*EXERCISE DIRECTIONS*. Determine the number of lines containing the word "this". Reply with it and nothing else.

# START OF DATA EXTRACT

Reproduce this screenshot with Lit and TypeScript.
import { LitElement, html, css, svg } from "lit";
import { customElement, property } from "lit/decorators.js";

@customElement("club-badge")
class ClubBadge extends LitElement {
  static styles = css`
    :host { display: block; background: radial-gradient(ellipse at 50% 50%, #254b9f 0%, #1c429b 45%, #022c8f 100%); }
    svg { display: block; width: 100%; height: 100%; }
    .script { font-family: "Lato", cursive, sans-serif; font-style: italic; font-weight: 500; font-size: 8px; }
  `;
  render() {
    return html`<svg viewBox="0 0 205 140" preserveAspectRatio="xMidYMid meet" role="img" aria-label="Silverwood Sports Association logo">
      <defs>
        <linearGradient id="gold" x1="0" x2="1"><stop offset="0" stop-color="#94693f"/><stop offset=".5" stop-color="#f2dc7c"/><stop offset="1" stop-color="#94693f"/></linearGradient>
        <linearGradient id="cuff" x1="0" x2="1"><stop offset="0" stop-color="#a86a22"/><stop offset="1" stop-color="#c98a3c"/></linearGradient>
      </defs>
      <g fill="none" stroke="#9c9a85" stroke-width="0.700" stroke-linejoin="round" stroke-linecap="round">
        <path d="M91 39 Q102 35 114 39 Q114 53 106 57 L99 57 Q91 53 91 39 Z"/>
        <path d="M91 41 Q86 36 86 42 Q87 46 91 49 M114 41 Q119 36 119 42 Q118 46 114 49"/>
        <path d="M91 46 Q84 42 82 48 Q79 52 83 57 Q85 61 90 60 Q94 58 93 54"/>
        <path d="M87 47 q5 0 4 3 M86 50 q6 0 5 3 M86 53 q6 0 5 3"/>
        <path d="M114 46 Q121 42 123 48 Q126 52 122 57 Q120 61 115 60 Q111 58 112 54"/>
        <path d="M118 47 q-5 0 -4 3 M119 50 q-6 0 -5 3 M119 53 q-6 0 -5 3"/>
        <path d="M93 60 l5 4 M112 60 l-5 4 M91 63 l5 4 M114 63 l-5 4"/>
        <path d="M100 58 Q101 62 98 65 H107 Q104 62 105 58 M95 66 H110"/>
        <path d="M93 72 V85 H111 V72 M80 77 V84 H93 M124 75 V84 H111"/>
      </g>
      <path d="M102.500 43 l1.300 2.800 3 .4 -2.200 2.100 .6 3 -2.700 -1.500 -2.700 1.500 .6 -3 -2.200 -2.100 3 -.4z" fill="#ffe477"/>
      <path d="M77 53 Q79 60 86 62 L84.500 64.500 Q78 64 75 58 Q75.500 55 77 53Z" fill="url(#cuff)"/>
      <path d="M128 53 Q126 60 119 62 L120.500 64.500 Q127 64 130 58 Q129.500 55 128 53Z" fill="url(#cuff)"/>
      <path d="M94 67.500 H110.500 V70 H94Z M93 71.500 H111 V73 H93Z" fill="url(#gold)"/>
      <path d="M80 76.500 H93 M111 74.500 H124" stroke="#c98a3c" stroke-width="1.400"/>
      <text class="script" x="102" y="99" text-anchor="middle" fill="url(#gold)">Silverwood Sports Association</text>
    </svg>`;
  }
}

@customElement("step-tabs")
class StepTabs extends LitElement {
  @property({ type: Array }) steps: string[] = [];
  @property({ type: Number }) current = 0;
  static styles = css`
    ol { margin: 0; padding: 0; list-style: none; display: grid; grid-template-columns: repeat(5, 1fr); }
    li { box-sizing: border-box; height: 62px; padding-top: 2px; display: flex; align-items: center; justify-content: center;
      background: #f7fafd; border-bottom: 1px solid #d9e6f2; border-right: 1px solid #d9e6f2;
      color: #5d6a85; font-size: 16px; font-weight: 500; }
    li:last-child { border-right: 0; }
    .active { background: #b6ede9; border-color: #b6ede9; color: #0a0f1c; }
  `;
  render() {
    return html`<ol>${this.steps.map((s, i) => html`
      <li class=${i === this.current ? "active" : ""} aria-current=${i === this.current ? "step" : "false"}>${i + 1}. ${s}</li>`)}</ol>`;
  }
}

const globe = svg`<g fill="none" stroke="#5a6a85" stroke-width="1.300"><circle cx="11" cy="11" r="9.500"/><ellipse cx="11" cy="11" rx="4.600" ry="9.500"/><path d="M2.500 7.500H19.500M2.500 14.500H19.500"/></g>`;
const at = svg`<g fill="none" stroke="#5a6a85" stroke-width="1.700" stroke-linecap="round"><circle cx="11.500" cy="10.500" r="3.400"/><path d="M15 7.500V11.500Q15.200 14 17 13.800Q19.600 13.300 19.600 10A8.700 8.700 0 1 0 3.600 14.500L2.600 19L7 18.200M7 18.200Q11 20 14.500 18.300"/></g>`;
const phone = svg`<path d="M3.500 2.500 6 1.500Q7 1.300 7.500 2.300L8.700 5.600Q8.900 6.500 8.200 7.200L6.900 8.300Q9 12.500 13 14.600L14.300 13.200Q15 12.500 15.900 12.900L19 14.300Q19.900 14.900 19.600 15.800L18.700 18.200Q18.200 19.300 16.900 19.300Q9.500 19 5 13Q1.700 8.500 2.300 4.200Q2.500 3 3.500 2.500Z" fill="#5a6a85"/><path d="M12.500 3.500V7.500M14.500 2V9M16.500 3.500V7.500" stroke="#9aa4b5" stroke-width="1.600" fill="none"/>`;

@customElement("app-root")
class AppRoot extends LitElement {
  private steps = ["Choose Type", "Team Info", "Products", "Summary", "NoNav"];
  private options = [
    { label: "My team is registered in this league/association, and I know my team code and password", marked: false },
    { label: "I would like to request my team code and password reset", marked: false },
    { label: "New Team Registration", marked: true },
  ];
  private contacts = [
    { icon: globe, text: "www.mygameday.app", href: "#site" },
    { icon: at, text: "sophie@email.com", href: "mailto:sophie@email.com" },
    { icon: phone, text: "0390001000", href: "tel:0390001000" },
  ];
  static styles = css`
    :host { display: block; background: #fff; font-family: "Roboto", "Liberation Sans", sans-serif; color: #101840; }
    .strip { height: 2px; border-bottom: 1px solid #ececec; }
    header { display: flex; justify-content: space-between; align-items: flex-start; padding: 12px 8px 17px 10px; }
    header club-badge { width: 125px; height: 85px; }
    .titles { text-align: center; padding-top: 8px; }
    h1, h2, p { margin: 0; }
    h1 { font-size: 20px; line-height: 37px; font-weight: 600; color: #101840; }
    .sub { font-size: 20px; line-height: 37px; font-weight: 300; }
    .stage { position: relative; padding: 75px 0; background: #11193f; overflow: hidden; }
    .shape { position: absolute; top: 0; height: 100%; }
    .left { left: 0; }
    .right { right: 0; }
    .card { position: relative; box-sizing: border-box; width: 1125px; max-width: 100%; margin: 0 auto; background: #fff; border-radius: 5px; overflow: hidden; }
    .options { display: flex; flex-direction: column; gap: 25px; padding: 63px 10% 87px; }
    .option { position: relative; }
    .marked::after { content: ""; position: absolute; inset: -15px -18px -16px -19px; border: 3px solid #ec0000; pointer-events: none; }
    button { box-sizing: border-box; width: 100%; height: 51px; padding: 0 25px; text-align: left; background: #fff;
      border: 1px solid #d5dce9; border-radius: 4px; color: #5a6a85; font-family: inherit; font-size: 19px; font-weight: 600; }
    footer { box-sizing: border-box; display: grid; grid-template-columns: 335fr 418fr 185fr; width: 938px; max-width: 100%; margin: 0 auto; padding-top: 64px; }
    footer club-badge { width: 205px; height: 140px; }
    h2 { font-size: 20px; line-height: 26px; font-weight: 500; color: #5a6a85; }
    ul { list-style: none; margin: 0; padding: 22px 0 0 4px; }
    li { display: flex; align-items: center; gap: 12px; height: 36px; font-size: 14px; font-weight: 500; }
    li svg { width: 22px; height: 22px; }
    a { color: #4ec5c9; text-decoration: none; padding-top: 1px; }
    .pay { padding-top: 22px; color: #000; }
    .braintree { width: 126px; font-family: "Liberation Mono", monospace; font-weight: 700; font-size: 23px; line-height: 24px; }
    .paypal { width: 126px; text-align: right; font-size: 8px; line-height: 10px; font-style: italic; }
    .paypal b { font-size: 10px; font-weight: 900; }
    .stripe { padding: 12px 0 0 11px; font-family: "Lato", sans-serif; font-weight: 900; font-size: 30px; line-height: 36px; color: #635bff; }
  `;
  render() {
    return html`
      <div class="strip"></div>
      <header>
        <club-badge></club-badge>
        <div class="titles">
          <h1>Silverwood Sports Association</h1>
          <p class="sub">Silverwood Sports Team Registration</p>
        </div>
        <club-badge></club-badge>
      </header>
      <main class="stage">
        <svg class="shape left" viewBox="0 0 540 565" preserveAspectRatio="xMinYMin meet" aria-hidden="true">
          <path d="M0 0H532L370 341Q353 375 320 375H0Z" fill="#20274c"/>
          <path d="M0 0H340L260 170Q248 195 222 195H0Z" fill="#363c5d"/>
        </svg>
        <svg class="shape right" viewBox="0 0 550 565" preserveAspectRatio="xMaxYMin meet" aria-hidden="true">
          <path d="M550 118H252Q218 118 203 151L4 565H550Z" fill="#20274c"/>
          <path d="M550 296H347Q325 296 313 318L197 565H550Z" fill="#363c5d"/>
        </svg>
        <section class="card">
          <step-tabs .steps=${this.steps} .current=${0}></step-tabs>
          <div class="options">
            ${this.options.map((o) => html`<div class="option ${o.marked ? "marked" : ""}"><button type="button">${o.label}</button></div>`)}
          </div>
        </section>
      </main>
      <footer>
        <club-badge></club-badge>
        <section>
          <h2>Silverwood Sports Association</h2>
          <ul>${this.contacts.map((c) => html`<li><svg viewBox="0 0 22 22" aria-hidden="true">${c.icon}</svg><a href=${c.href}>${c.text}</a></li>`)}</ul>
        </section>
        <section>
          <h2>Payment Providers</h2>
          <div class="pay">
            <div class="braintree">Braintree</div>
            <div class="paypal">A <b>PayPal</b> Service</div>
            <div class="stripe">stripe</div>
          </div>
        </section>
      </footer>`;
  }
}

# END OF DATA EXTRACT

*SOLUTION*. 7